Earlier this week, I was lucky enough to participate in a read-through of the text that the RSC will be using for their production of Arden of Faversham later this year. The play, printed in 1592, tells of the various attempts made by Alice to kill her husband Arden so that she can be with her lover Mosby. Ultimately, she succeeds, but not after many bungled attempts by (among others) the brigands Shakebag and Black Will, a painter who claims to make pictures that kill all who look on them, and Alice herself. The various twists and turns of the plot take us from Faversham in Kent to London and back again, and at each step reveal more and more of the deeper problems in the play: the lover Mosby resents being treated as a social climber, Arden receives a grant of land but is blind to the suffering his good fortune causes, and Alice, for all her importance in the plot of the play, seems out of place in a world dominated by men.
In order to make the most of the reading, the director and dramaturg lined up twelve chairs in a row in front of the audience’s seats. Everyone then sat down looking at these empty chairs, but would rise whenever they were meant to be on stage and go occupy one of them. This gave a sense of how much traffic there would be coming on and going off at different times, as well as how much the audience would get to see of characters who said little.
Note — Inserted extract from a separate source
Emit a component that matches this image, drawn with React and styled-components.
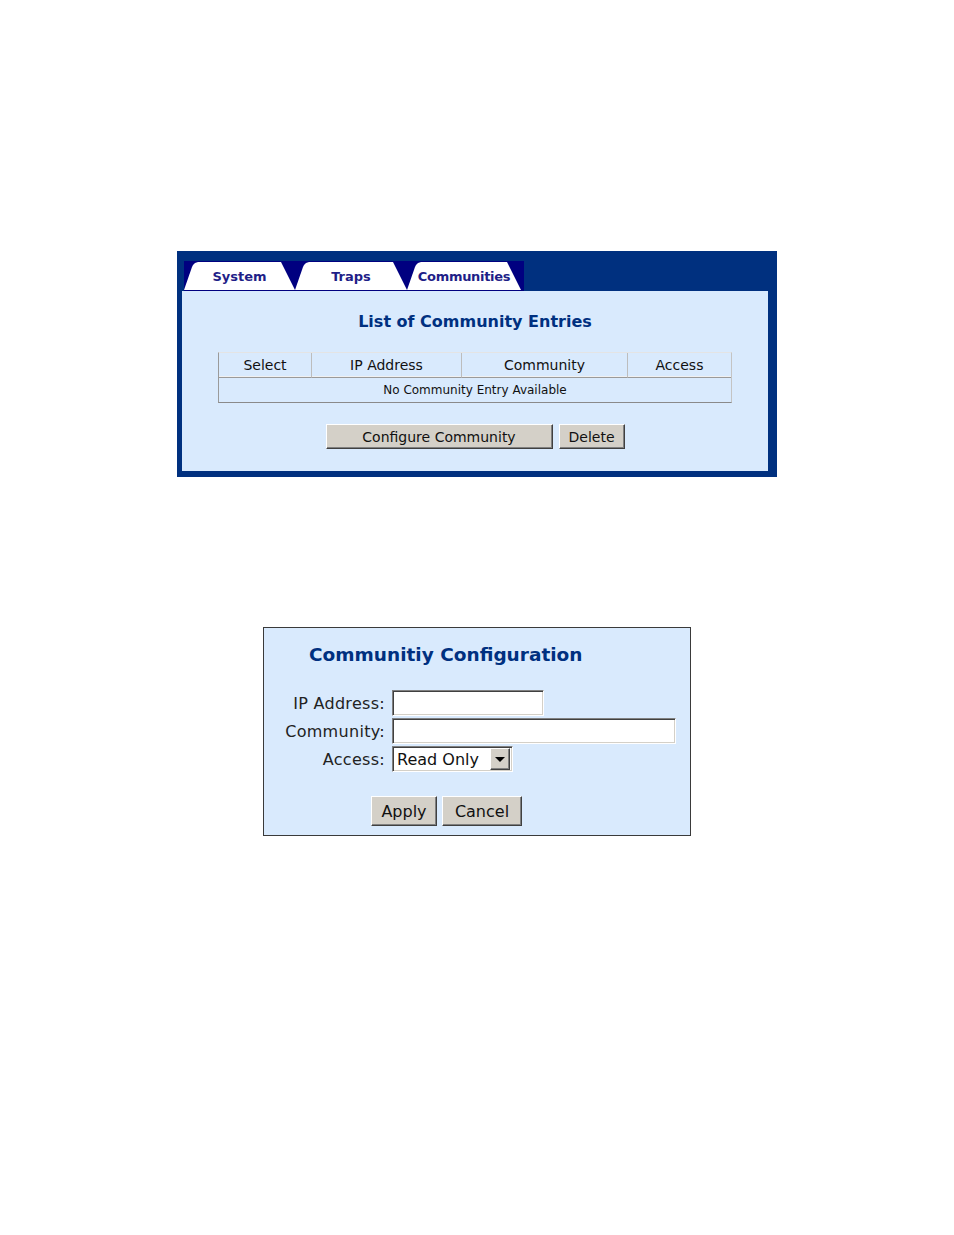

I was reading Mosby, which meant quite a bit of to-ing and fro-ing, but still left time to observe the other readers. There was lots to see, for even though we were all reading, and had only to stand up, move and sit down, there was a discernible urge to act in the room. When the person reading Alice spoke the lines declaring her love to Mosby, she fixed me briefly in the eye. Whenever I came on stage, I (as Mosby) tended to sit as near to ‘Alice’ and as far from the guy playing Arden as I could. If there was a quick entry or exit, some of the readers would deliver their lines half-way to the chairs, and orientate their bodies so as to both speak to the audience and to their interlocutor.
I could go on with this list, but I wanted to write this blog post as a short testament to how little is needed for a performance. I am completely certain that this reading of a draft script was also a performance, and am especially so for how the peculiar situation still had the ability to activate the instincts and techniques of theatre. Of course, I am far from the first person to realise this, and I guess all this post does is give evidence that on a rainy day in a bare, underground drama studio in Cambridge, Peter Brook was proved right:
I can take any empty space and call it a bare stage. A man walks across this empty space whilst someone else is watching him, and this is all that is needed for an act of theatre to be engaged.